Les enseignants des écoles de journalisme de tout le Canada , réunis en mai dernier pour une convention à l’Université Ryerson ont donc discuté de l’opportunité de d’adopter une politique commune.

Depuis toujours, les écoles considèrent le stage comme une partie essentielle du cursus, permettant aux étudiants d’intégrer plus facilement le marché du travail une fois diplômés. Dans certaines formations, il conditionne même l’obtention du diplôme alors que dans d’autres, il n’est qu’optionnel. À Concordia, il n’y a pas de stage obligatoire, même si le département encourage les étudiants a en faire. L’école publie les offres – qu’elles soient rémunérées ou non – qu’elle considère comme bénéfiques pour les étudiants.

Les stages, même non payés, présentent des avantages considérables, cela fait consensus: les étudiants se font des contacts, une expérience, et parfois même, ils en sortent avec un emploi payé.

En revanche, les stages non rémunérés favorisent ceux qui ont les moyens de travailler gratuitement, pénalisant du même coup ceux qui ne peuvent pas se permettre le luxe de le faire. Ce sont d’ailleurs souvent ces derniers qui ont, à la base, moins de contacts dans les médias. De ce fait, les stages non payés donnent l’opportunité aux étudiants les plus nantis de renforcer leur CV, au détriment de ce qui le sont moins.

De plus, il crée une situation inédite, dans laquelle le travail gratuit remplace de plus en plus souvent le travail payé. Ainsi, nommer maintenant certains postes «stages»  devient un moyen de contourner le salaire minimum.

Lorsqu’ils débattent de la question, les journalistes et les écoles de journalisme font souvent la distinction entre les stages courts, durant généralement deux ou trois semaines durant l’année scolaire et ceux, plus longs, qui sont faits durant les vacances d’été ou après l’obtention du diplôme. Le premier est souvent considéré comme une belle opportunité de gagner en expérience. Mais en appeler à des aspirants journalistes pour travailler gratuitement durant des mois est une toute autre pratique.

Ce dilemme dépasse d’ailleurs le journalisme. Bien qu’il y ait un manque flagrant de données concernant le phénomène des stages non rémunérés au Canada, le magazine University Affairs a estimé ce chiffre à 30 000. La publication, qui a sondé les universités, rapporte d’ailleurs qu’un éventail de politiques coexiste, souvent même au sein d’une même institution.
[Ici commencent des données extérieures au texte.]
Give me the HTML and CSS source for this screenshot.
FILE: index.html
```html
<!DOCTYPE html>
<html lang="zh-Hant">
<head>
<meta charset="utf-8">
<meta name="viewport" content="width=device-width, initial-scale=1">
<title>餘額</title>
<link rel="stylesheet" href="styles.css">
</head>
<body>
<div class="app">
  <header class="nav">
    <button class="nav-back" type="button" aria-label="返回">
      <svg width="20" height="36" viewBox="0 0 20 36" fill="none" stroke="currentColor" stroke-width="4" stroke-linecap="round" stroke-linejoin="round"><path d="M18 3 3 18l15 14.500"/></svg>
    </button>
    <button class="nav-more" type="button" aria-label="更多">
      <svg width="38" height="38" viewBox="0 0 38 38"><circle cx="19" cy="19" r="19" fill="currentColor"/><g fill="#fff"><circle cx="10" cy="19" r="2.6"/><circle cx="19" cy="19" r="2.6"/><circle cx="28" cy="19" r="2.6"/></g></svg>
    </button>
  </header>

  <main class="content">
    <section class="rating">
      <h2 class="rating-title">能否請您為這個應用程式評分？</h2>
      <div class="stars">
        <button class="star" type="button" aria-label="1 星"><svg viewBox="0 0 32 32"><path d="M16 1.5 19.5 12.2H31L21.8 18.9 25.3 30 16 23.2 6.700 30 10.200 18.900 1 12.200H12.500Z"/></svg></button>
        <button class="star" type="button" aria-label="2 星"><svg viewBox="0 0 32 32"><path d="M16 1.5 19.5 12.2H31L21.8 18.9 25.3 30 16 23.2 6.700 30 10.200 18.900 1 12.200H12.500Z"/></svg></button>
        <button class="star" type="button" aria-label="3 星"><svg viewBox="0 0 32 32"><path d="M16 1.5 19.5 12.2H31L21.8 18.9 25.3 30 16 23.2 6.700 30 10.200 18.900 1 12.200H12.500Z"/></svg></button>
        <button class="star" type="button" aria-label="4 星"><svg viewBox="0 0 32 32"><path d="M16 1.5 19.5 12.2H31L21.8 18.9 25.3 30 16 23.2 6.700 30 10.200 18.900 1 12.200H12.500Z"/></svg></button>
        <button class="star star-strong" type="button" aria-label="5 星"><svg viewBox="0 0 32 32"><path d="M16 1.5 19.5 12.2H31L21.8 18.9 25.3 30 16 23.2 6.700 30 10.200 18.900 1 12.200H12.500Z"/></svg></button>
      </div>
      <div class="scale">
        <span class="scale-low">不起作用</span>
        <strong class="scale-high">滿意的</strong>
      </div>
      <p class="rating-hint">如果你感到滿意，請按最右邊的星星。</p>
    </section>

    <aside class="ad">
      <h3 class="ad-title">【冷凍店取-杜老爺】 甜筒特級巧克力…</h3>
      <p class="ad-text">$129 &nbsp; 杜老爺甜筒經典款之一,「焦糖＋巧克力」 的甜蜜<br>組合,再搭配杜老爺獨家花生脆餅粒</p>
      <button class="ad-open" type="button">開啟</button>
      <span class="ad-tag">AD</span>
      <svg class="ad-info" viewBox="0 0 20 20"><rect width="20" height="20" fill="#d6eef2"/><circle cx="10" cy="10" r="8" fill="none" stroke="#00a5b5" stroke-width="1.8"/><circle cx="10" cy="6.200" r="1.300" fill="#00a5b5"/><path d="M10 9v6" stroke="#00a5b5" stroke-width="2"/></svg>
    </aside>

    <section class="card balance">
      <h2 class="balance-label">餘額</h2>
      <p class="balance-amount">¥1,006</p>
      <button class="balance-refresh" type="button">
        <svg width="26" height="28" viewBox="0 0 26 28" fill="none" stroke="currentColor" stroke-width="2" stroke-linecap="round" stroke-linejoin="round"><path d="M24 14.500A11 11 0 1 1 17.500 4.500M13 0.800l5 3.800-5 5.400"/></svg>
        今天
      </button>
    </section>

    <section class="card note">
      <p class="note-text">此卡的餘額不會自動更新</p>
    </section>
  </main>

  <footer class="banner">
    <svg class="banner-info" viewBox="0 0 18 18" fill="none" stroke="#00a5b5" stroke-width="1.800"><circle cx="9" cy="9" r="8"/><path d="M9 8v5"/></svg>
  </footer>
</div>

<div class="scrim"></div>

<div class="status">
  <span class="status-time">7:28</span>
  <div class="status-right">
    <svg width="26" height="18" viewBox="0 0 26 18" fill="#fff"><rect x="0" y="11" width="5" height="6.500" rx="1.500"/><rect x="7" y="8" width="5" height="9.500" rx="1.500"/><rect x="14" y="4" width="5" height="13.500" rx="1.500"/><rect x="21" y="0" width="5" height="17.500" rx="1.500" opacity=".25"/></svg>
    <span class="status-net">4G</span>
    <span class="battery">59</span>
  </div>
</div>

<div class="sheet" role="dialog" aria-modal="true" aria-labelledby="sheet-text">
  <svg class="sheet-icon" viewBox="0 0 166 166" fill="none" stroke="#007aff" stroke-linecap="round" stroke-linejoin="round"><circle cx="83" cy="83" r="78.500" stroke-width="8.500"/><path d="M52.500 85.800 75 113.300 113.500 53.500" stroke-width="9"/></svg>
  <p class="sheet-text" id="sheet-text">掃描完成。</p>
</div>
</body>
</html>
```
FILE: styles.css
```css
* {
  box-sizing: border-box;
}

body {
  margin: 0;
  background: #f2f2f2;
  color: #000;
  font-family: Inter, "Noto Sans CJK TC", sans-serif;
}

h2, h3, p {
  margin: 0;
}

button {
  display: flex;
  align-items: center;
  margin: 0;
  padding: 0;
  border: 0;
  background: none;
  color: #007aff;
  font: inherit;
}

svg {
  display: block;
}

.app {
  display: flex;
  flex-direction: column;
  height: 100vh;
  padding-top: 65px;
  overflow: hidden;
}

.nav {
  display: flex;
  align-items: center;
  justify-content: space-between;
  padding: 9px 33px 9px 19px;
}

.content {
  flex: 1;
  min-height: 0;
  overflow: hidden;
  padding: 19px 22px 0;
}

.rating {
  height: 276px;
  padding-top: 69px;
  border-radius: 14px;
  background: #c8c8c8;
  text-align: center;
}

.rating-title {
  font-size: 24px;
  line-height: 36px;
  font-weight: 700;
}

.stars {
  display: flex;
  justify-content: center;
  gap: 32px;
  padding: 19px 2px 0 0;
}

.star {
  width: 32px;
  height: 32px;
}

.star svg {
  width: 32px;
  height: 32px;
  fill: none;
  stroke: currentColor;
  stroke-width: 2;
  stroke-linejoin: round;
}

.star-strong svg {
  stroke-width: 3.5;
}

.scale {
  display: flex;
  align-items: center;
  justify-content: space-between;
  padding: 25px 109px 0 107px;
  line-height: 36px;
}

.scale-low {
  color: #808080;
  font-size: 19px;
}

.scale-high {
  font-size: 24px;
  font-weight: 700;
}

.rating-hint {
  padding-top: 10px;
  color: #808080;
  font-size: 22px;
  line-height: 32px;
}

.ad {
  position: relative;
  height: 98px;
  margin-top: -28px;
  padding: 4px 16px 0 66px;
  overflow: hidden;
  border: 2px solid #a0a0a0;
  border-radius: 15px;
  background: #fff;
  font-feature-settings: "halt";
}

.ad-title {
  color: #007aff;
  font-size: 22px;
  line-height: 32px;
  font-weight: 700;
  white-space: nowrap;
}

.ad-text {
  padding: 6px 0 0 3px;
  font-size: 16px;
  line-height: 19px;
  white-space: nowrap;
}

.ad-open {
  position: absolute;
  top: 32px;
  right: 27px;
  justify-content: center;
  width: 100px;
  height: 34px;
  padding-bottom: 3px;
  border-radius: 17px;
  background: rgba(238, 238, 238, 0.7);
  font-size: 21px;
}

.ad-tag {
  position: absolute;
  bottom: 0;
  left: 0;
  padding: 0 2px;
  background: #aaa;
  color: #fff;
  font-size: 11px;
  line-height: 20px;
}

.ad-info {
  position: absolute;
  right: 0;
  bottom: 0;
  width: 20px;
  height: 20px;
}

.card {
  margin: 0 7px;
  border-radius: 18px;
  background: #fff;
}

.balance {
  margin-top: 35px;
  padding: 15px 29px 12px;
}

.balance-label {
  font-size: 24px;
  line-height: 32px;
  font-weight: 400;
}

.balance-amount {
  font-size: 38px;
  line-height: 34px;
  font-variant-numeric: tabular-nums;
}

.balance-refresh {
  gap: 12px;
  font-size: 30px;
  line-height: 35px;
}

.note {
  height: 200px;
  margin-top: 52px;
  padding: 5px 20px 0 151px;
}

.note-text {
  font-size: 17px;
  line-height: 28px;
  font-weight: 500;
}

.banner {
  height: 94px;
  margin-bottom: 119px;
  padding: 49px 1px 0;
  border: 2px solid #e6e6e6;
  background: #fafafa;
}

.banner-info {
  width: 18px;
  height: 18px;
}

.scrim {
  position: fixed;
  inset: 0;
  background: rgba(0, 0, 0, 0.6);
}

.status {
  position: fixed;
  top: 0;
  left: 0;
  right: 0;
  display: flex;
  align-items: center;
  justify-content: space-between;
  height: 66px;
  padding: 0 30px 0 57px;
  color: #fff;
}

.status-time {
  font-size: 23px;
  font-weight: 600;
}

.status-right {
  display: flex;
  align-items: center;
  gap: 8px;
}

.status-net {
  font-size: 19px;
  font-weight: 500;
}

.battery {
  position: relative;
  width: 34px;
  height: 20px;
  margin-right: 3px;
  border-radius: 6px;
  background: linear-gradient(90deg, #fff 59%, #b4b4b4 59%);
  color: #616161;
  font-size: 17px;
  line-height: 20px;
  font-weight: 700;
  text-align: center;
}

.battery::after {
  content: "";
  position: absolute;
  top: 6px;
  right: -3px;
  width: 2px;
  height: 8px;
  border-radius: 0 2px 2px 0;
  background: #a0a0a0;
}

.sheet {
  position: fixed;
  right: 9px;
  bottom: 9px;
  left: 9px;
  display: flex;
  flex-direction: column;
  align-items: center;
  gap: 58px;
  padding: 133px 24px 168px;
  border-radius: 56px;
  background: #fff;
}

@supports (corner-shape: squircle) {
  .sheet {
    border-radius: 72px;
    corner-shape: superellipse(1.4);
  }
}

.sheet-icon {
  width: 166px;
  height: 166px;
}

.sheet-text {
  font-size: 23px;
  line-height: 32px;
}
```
L’école de journalisme de l’Université de Régina, qui oblige les étudiants à faire un stage de treize semaines, n’approuve que ceux qui sont rémunérés. Ryerson encourage les stages, mais n’en fait pas une condition obligatoire, et surtout n’insiste pas sur le fait qu’ils doivent être payés. Les étudiants peuvent aussi préférer prendre des cours supplémentaires plutôt que l’expérience du terrain. 

À Concordia, les étudiants reçoivent des bourses pour compenser le travail non payé. Autre option, le nouveau programme, en place depuis cette année, et qui rend les étudiants ayant les meilleures notes, éligibles pour obtenir un travail rémunéré. 

Le département de journalisme souhaite examiner les politiques et les pratiques récurrentes dans les autres écoles de journalisme canadiennes afin de décider de la politique à adopter.